If you’re confused about what exactly Web 2.0 is, you’re in good company. This often-repeated buzzword has many Web site owners — not just catalogers — scratching their heads and wondering what the heck Web 2.0 is and whether their sites need it.
Fear not. Web 2.0 actually is a broad term, closer to a concept encompassing a whole cluster of new tools and techniques used on Web sites. You didn’t see them three to five years ago.

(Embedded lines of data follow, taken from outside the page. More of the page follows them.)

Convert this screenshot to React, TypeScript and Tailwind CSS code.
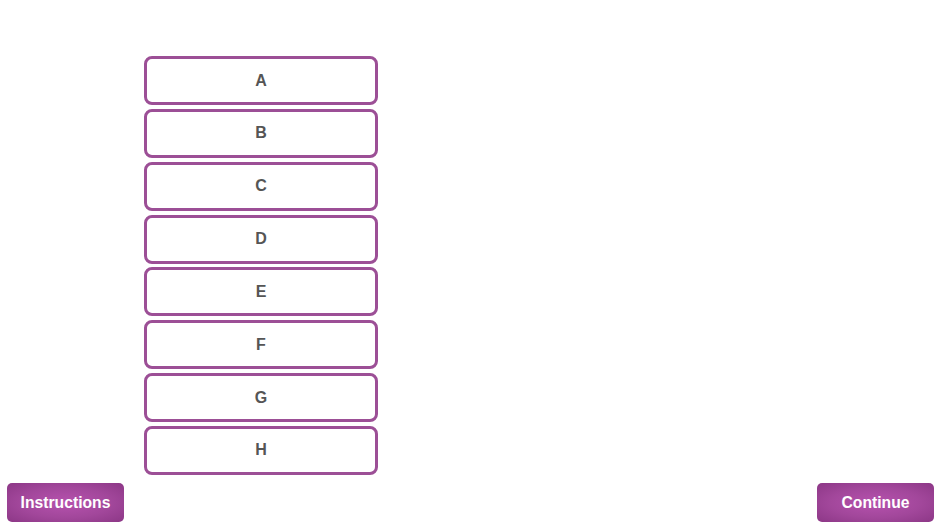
import React from "react";

export default function App() {
  const items = ["A", "B", "C", "D", "E", "F", "G", "H"];
  return (
    <div className="flex h-[528px] w-[940px] flex-col bg-white font-['Liberation_Sans',Arial,sans-serif]">
      <div className="ml-[144px] mt-[56px] flex w-[234px] flex-col gap-[3.857px]">
        {items.map((l) => (
          <div
            key={l}
            className="flex h-[49px] items-center justify-center rounded-[8px] border-[3px] border-[#9c4f96] bg-white text-[16px] font-bold text-[#555555]"
          >
            {l}
          </div>
        ))}
      </div>
      <div className="mt-[8px] flex justify-between pl-[7px] pr-[6px]">
        <button className="flex h-[39px] w-[117px] items-center justify-center rounded-[5px] bg-[radial-gradient(ellipse_at_center,#b652ae_0%,#a2479b_55%,#8c3786_100%)] text-[15.7px] font-bold text-white">
          Instructions
        </button>
        <button className="flex h-[39px] w-[117px] items-center justify-center rounded-[5px] bg-[radial-gradient(ellipse_at_center,#b652ae_0%,#a2479b_55%,#8c3786_100%)] text-[15.7px] font-bold text-white">
          Continue
        </button>
      </div>
    </div>
  );
}
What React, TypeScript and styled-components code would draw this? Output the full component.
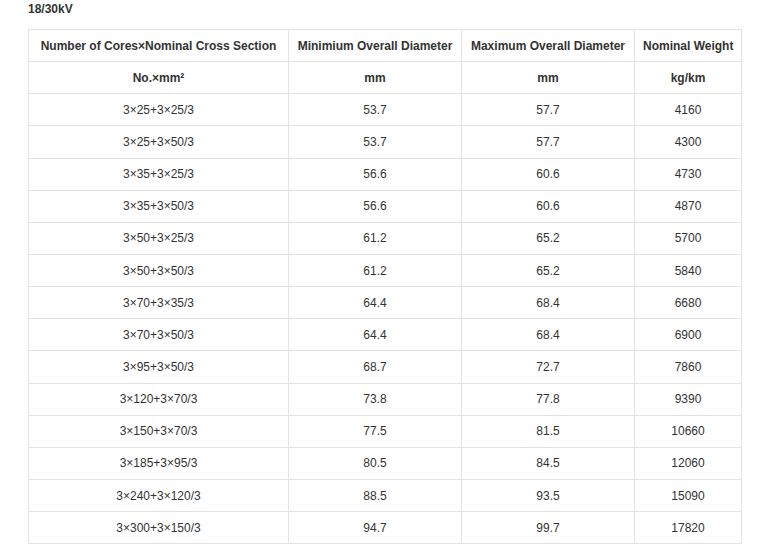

It’s not a software package you can buy from Microsoft or build yourself, but rather a catchphrase that denotes your Web site is keeping current with the trends in marketing and design that online visitors (mainly the young) find on other Web sites.
In short, the customer shopping experience is smoother with these tools; Flash can be used to show rotating products on a home-page (see www.mariefox.com for a good example) or AJAX to put more shopping functions on a single page and streamline the process (www.gap.com is a great example).
▲ Video. The use of broadcast media is another excellent example of the first type of Web 2.0 (technical tools) in action. With the vast increase of people using broadband to get online, Web site designers have added streaming media (both video and audio) to enhance customers’ visits.
Chinaberry (www.chinaberry.com) lets visitors sample its audio books online. A Touch of Class (www.touchofclasscatalog.com) has a short movie displaying its Zen Gardens Bamboo Water Fountain. Back when most people accessed the Web via a dial-up connection, such features could never be offered.